____ Exercise material

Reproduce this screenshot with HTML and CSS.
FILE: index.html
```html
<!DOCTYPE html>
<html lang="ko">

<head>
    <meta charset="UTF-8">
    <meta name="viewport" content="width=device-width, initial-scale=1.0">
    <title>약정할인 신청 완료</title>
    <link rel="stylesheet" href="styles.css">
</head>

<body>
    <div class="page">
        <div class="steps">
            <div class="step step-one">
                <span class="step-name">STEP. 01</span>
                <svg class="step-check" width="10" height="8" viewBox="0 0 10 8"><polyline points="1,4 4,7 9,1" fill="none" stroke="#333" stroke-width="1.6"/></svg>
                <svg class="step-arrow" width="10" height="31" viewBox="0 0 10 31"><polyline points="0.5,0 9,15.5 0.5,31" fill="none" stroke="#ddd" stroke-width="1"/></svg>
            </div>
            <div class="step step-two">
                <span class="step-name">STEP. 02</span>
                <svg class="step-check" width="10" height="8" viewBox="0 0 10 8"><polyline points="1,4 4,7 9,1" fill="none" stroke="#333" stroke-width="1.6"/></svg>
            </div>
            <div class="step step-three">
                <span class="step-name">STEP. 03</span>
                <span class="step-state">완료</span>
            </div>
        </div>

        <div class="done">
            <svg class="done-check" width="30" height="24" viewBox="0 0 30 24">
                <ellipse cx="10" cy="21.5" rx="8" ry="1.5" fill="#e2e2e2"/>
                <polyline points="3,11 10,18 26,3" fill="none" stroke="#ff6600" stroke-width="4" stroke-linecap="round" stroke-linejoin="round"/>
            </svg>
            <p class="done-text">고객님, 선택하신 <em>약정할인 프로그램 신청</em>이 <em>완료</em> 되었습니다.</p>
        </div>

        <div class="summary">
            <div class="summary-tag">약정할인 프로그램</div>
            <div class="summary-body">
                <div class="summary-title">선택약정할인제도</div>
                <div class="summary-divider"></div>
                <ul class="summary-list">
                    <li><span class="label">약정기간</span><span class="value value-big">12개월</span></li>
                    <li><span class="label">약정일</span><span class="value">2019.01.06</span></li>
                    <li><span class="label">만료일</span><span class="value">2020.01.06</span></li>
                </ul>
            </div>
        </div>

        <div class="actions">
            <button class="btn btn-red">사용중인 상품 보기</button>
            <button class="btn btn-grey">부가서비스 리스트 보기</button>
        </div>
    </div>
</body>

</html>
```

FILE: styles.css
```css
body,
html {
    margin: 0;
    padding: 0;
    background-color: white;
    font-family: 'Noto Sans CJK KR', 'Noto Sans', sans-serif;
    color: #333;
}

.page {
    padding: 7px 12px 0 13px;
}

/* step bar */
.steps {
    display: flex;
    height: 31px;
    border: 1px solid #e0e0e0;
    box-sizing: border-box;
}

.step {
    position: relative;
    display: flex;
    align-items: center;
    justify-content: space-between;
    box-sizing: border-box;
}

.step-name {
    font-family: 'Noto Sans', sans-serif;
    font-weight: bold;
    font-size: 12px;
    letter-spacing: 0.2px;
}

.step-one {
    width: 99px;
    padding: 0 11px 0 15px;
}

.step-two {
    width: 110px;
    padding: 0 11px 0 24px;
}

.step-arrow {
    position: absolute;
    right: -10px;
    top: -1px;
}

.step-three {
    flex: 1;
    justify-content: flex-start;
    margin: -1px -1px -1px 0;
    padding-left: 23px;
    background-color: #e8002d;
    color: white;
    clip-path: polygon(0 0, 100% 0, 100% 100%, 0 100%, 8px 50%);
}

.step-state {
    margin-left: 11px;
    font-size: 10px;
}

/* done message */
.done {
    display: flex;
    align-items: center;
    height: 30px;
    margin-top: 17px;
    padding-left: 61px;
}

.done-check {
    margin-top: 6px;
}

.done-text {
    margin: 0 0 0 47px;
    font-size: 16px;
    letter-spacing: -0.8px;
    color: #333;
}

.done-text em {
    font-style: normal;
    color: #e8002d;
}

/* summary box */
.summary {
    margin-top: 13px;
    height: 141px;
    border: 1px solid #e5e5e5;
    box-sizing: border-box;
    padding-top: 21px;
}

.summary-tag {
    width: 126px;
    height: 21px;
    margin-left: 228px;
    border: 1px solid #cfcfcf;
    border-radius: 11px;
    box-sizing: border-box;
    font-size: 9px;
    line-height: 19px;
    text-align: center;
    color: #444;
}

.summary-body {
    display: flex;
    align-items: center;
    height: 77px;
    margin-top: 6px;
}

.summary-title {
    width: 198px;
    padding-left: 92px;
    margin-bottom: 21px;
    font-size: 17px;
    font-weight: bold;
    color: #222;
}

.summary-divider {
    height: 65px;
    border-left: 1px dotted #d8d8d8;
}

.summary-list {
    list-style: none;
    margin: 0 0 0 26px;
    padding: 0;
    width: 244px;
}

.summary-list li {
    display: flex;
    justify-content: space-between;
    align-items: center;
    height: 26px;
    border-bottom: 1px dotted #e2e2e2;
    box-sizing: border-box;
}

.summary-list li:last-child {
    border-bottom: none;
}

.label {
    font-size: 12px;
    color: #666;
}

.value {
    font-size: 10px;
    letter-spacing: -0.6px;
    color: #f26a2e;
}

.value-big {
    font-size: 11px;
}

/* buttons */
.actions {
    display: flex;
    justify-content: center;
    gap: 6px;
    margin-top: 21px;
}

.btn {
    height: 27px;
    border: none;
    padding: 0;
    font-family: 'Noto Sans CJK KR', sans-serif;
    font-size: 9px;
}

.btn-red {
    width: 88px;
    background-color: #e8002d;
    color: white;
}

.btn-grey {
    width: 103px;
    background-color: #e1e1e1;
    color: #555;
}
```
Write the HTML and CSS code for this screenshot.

________

Objective: Scan the material above for the word "screenshot". Copy each line where it occurs.

Result of this exercise:
Reproduce this screenshot with HTML and CSS.
Write the HTML and CSS code for this screenshot.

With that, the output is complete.